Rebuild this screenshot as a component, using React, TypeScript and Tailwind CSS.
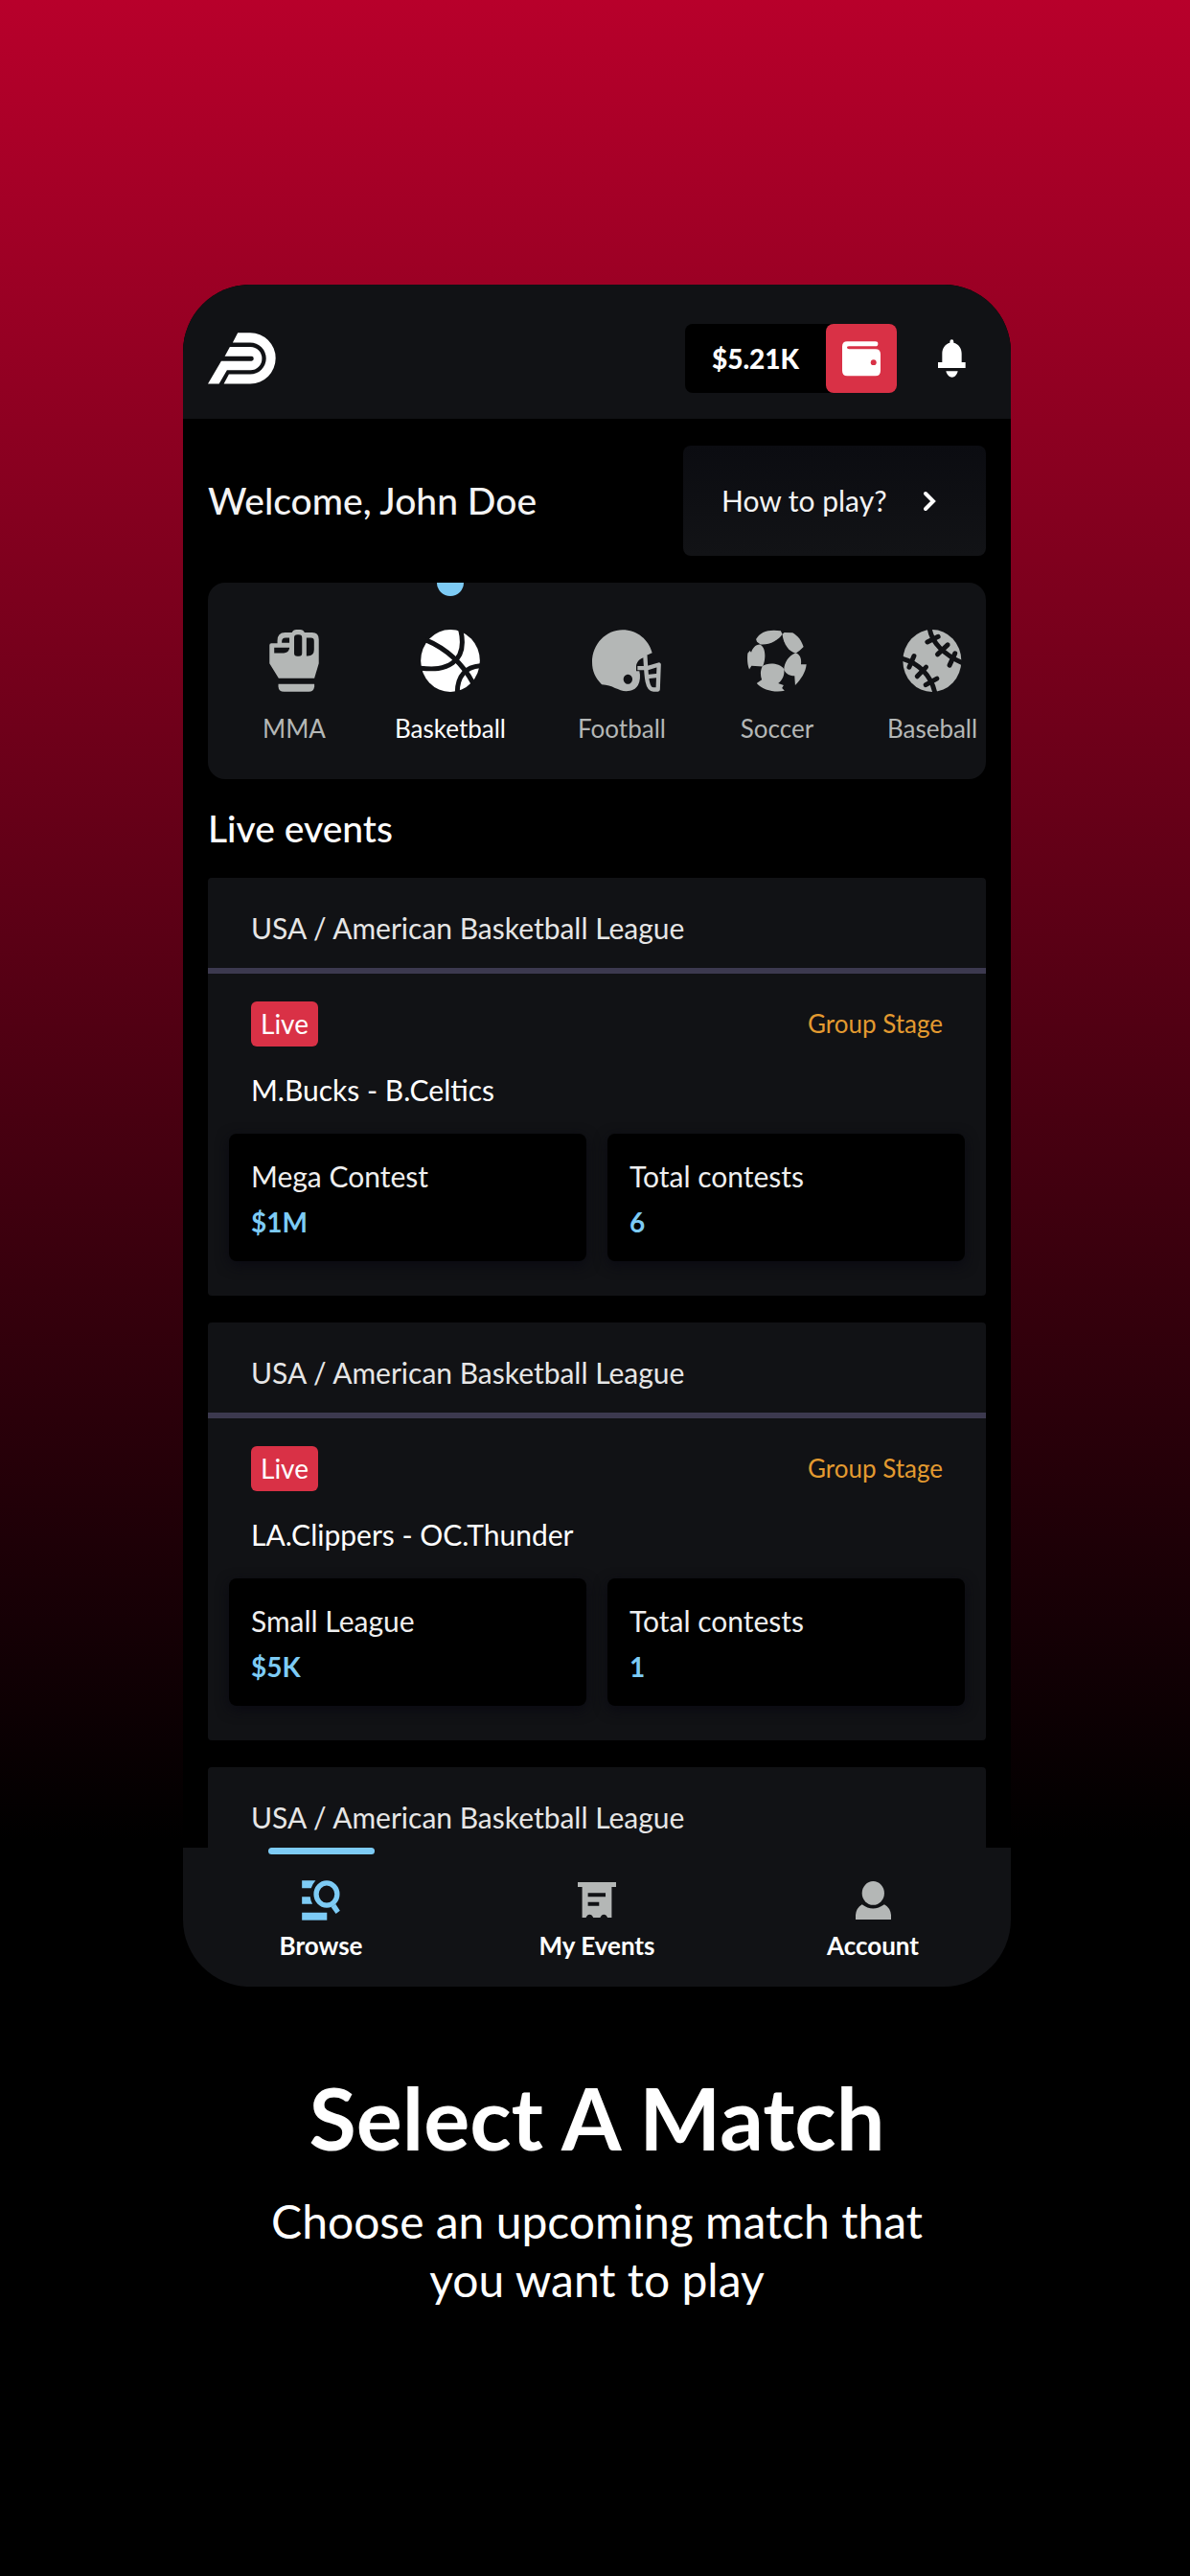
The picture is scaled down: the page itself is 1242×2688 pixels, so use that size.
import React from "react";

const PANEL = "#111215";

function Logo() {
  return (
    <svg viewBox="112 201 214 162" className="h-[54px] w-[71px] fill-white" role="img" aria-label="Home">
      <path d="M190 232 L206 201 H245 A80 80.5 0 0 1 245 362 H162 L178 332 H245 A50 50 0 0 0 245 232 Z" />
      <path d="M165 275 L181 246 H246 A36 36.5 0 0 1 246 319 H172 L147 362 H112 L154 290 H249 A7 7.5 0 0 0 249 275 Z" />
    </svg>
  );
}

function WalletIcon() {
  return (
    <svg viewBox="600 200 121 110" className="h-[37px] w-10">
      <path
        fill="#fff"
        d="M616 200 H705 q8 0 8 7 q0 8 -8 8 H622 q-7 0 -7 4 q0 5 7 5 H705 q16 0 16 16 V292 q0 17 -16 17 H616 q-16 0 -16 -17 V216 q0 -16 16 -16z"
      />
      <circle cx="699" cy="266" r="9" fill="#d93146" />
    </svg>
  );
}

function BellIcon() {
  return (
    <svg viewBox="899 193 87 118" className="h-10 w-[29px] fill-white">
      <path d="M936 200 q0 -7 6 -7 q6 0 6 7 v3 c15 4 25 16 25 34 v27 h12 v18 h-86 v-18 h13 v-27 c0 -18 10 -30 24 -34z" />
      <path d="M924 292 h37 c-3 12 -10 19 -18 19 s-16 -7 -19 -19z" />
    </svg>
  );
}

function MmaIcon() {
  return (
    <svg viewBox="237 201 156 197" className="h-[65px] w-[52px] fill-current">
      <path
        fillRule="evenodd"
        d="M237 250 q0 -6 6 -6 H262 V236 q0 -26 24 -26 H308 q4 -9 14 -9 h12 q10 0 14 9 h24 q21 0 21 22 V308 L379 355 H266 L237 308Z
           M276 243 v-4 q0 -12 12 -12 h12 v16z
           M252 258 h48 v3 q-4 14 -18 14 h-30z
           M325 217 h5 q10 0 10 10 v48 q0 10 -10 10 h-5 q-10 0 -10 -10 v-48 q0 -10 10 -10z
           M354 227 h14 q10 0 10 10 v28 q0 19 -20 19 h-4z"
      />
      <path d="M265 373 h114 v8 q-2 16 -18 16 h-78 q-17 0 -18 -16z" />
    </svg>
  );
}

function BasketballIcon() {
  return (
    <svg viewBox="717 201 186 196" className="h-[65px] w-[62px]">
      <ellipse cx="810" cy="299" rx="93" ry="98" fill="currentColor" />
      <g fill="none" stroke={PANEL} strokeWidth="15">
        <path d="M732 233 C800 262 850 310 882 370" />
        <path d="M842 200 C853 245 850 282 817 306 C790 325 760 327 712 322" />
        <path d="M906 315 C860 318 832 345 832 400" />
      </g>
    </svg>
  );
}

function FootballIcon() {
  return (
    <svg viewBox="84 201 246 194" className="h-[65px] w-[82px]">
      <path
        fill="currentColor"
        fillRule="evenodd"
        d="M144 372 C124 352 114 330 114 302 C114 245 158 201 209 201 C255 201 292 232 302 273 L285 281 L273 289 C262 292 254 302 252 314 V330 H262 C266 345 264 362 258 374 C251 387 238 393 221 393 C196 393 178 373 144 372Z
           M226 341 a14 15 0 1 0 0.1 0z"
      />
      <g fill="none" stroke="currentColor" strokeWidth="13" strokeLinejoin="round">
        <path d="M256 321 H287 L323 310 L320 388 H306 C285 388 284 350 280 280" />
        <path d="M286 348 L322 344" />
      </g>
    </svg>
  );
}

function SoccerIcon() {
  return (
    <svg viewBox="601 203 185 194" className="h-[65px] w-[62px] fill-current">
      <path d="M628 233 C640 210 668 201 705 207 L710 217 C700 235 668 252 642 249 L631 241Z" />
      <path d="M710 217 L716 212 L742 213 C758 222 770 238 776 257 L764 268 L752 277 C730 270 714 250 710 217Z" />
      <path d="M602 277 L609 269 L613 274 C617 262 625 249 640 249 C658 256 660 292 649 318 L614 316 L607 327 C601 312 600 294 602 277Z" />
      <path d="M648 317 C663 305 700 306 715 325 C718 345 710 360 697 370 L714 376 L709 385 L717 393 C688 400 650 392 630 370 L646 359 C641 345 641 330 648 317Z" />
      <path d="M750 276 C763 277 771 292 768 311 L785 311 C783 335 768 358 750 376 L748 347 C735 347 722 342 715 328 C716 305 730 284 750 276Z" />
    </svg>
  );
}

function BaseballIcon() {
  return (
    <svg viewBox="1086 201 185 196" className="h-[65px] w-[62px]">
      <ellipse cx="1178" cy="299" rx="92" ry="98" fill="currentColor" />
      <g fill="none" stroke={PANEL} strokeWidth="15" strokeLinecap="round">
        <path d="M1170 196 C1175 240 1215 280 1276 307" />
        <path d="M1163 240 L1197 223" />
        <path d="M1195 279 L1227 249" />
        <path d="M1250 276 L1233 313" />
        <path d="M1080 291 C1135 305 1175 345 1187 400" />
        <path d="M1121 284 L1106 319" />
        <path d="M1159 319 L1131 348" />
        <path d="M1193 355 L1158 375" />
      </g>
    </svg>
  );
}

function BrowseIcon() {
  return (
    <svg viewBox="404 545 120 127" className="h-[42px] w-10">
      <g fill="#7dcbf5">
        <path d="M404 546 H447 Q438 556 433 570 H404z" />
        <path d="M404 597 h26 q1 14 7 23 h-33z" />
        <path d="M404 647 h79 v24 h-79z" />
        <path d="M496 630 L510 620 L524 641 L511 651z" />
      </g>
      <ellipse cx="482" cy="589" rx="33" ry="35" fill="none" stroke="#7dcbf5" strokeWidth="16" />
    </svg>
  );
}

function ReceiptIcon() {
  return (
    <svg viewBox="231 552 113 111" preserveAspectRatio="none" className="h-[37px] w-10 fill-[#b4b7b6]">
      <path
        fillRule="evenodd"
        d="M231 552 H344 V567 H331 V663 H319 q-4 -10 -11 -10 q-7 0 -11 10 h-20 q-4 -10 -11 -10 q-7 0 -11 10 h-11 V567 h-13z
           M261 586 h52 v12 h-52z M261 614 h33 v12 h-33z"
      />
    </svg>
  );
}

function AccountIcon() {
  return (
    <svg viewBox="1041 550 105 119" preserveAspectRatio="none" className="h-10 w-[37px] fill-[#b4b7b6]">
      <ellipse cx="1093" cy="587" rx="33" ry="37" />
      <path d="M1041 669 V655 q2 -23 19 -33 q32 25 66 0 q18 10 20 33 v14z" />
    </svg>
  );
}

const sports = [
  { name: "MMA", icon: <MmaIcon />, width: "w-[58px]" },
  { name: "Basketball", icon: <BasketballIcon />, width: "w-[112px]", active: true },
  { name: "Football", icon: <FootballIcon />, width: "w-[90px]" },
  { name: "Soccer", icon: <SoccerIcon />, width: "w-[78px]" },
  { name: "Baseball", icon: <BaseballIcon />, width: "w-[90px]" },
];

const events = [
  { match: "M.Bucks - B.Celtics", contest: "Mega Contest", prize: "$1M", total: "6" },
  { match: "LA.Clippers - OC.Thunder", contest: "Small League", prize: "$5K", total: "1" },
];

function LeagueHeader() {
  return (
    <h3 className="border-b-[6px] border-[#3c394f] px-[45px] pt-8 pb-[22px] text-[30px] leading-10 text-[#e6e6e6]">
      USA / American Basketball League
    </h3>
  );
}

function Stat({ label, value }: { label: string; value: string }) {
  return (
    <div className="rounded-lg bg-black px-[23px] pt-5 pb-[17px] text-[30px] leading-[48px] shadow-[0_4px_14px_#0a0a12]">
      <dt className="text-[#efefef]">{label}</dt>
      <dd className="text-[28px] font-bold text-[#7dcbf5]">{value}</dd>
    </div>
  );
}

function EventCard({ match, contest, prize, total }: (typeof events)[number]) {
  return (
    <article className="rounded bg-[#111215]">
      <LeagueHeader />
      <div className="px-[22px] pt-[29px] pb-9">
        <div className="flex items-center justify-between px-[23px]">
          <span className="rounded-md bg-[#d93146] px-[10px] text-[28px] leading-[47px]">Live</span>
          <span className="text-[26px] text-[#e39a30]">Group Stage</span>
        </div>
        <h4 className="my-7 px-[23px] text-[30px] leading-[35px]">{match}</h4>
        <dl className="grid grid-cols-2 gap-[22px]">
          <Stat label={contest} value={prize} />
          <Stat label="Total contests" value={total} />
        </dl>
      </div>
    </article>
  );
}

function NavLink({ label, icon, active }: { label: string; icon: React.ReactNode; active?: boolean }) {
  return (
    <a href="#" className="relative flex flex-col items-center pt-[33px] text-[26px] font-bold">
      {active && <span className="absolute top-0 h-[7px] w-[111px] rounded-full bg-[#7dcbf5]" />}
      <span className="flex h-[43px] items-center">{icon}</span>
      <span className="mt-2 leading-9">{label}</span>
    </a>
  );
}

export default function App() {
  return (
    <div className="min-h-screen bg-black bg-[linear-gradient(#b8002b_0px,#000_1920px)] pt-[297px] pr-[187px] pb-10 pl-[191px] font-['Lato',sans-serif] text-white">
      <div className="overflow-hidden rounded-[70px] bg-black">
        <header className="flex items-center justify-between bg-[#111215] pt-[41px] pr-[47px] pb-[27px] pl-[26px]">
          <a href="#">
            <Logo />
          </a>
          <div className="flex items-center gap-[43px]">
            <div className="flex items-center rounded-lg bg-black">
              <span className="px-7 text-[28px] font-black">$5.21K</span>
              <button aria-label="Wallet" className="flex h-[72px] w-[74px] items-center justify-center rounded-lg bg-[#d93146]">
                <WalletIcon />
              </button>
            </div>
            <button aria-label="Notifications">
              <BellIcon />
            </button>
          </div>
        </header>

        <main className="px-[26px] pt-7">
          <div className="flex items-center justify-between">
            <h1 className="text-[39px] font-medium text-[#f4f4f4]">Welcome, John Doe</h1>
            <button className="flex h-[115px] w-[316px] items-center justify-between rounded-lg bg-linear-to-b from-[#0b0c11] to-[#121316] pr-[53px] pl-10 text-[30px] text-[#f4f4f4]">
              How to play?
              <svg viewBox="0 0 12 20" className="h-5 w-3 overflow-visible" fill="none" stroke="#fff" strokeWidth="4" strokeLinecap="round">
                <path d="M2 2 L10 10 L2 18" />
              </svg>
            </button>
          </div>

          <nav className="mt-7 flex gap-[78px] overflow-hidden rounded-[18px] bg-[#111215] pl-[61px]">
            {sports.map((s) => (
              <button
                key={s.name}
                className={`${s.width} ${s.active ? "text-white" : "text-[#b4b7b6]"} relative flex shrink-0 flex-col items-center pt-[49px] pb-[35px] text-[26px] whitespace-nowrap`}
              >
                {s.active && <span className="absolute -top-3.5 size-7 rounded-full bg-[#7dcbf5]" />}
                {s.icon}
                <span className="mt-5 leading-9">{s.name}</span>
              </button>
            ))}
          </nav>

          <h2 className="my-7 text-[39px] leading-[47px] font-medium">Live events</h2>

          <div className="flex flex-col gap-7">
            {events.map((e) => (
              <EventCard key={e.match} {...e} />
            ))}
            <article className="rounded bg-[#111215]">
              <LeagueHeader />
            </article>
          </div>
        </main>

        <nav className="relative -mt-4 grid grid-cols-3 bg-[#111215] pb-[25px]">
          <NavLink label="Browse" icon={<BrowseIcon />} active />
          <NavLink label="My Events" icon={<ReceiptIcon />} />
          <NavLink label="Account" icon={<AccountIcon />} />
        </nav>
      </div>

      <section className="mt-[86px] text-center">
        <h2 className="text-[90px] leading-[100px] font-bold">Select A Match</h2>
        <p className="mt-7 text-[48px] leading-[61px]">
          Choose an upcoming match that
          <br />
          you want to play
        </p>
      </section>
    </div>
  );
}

__REQUEST__
From the data above, copy each line that holds "React".

__ANSWER BELOW__
Rebuild this screenshot as a component, using React, TypeScript and Tailwind CSS.
import React from "react";
function NavLink({ label, icon, active }: { label: string; icon: React.ReactNode; active?: boolean }) {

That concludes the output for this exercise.